▶ **Short exercise**: In this exercise, return the whole listing exactly, excluding any images.

▶ **Material provided**:
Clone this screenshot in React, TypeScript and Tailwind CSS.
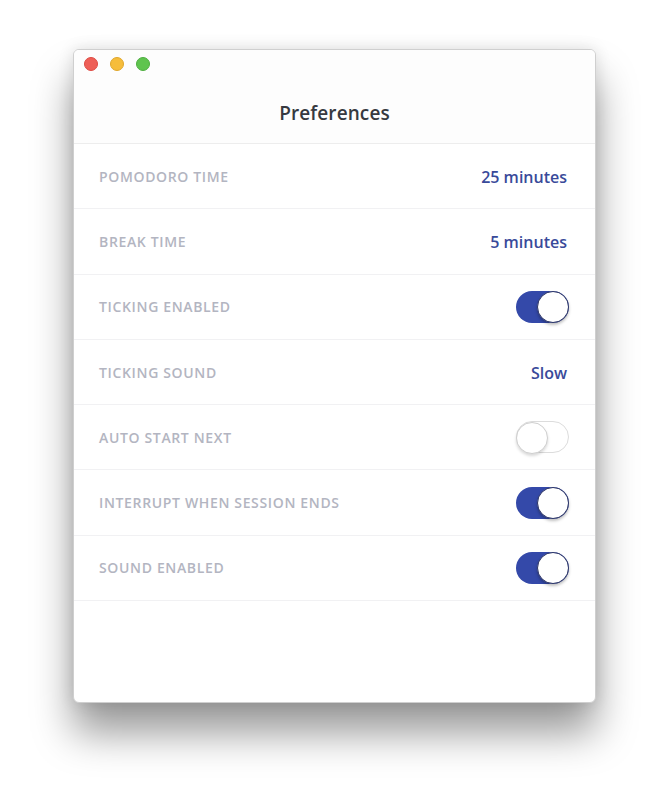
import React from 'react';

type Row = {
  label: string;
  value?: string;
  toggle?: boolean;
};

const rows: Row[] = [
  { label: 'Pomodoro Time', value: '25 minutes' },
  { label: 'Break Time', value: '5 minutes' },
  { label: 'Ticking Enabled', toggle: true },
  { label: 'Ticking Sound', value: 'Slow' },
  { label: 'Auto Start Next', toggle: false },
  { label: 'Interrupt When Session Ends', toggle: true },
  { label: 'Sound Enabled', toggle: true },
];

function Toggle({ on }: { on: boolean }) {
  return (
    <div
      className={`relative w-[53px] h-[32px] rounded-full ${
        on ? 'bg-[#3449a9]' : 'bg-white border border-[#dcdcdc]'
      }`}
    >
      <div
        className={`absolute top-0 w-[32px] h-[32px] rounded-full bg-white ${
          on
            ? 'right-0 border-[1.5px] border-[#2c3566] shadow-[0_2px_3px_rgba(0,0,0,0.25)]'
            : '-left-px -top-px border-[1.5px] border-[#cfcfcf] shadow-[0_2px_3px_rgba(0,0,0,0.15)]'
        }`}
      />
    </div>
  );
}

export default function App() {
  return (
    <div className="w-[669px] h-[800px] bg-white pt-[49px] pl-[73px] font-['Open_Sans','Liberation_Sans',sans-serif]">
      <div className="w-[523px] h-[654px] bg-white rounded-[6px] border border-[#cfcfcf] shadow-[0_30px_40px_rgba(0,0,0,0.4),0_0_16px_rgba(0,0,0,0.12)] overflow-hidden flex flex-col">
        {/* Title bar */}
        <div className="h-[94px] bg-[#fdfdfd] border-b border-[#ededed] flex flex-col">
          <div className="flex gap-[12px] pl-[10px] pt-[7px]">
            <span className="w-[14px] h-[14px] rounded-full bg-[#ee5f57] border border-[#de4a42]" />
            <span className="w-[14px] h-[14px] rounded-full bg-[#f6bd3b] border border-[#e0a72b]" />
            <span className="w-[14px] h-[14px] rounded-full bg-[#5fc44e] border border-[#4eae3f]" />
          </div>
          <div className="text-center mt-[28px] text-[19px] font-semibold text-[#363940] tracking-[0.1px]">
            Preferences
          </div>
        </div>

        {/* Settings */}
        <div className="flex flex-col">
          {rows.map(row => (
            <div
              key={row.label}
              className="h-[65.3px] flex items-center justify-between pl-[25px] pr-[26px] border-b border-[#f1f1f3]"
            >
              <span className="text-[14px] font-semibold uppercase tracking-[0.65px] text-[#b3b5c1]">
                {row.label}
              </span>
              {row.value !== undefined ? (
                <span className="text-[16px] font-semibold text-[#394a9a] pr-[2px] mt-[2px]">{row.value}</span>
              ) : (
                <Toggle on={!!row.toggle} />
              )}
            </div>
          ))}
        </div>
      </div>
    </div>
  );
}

▶ **Answer to the problem**:
Clone this screenshot in React, TypeScript and Tailwind CSS.
import React from 'react';

type Row = {
  label: string;
  value?: string;
  toggle?: boolean;
};

const rows: Row[] = [
  { label: 'Pomodoro Time', value: '25 minutes' },
  { label: 'Break Time', value: '5 minutes' },
  { label: 'Ticking Enabled', toggle: true },
  { label: 'Ticking Sound', value: 'Slow' },
  { label: 'Auto Start Next', toggle: false },
  { label: 'Interrupt When Session Ends', toggle: true },
  { label: 'Sound Enabled', toggle: true },
];

function Toggle({ on }: { on: boolean }) {
  return (
    <div
      className={`relative w-[53px] h-[32px] rounded-full ${
        on ? 'bg-[#3449a9]' : 'bg-white border border-[#dcdcdc]'
      }`}
    >
      <div
        className={`absolute top-0 w-[32px] h-[32px] rounded-full bg-white ${
          on
            ? 'right-0 border-[1.5px] border-[#2c3566] shadow-[0_2px_3px_rgba(0,0,0,0.25)]'
            : '-left-px -top-px border-[1.5px] border-[#cfcfcf] shadow-[0_2px_3px_rgba(0,0,0,0.15)]'
        }`}
      />
    </div>
  );
}

export default function App() {
  return (
    <div className="w-[669px] h-[800px] bg-white pt-[49px] pl-[73px] font-['Open_Sans','Liberation_Sans',sans-serif]">
      <div className="w-[523px] h-[654px] bg-white rounded-[6px] border border-[#cfcfcf] shadow-[0_30px_40px_rgba(0,0,0,0.4),0_0_16px_rgba(0,0,0,0.12)] overflow-hidden flex flex-col">
        {/* Title bar */}
        <div className="h-[94px] bg-[#fdfdfd] border-b border-[#ededed] flex flex-col">
          <div className="flex gap-[12px] pl-[10px] pt-[7px]">
            <span className="w-[14px] h-[14px] rounded-full bg-[#ee5f57] border border-[#de4a42]" />
            <span className="w-[14px] h-[14px] rounded-full bg-[#f6bd3b] border border-[#e0a72b]" />
            <span className="w-[14px] h-[14px] rounded-full bg-[#5fc44e] border border-[#4eae3f]" />
          </div>
          <div className="text-center mt-[28px] text-[19px] font-semibold text-[#363940] tracking-[0.1px]">
            Preferences
          </div>
        </div>

        {/* Settings */}
        <div className="flex flex-col">
          {rows.map(row => (
            <div
              key={row.label}
              className="h-[65.3px] flex items-center justify-between pl-[25px] pr-[26px] border-b border-[#f1f1f3]"
            >
              <span className="text-[14px] font-semibold uppercase tracking-[0.65px] text-[#b3b5c1]">
                {row.label}
              </span>
              {row.value !== undefined ? (
                <span className="text-[16px] font-semibold text-[#394a9a] pr-[2px] mt-[2px]">{row.value}</span>
              ) : (
                <Toggle on={!!row.toggle} />
              )}
            </div>
          ))}
        </div>
      </div>
    </div>
  );
}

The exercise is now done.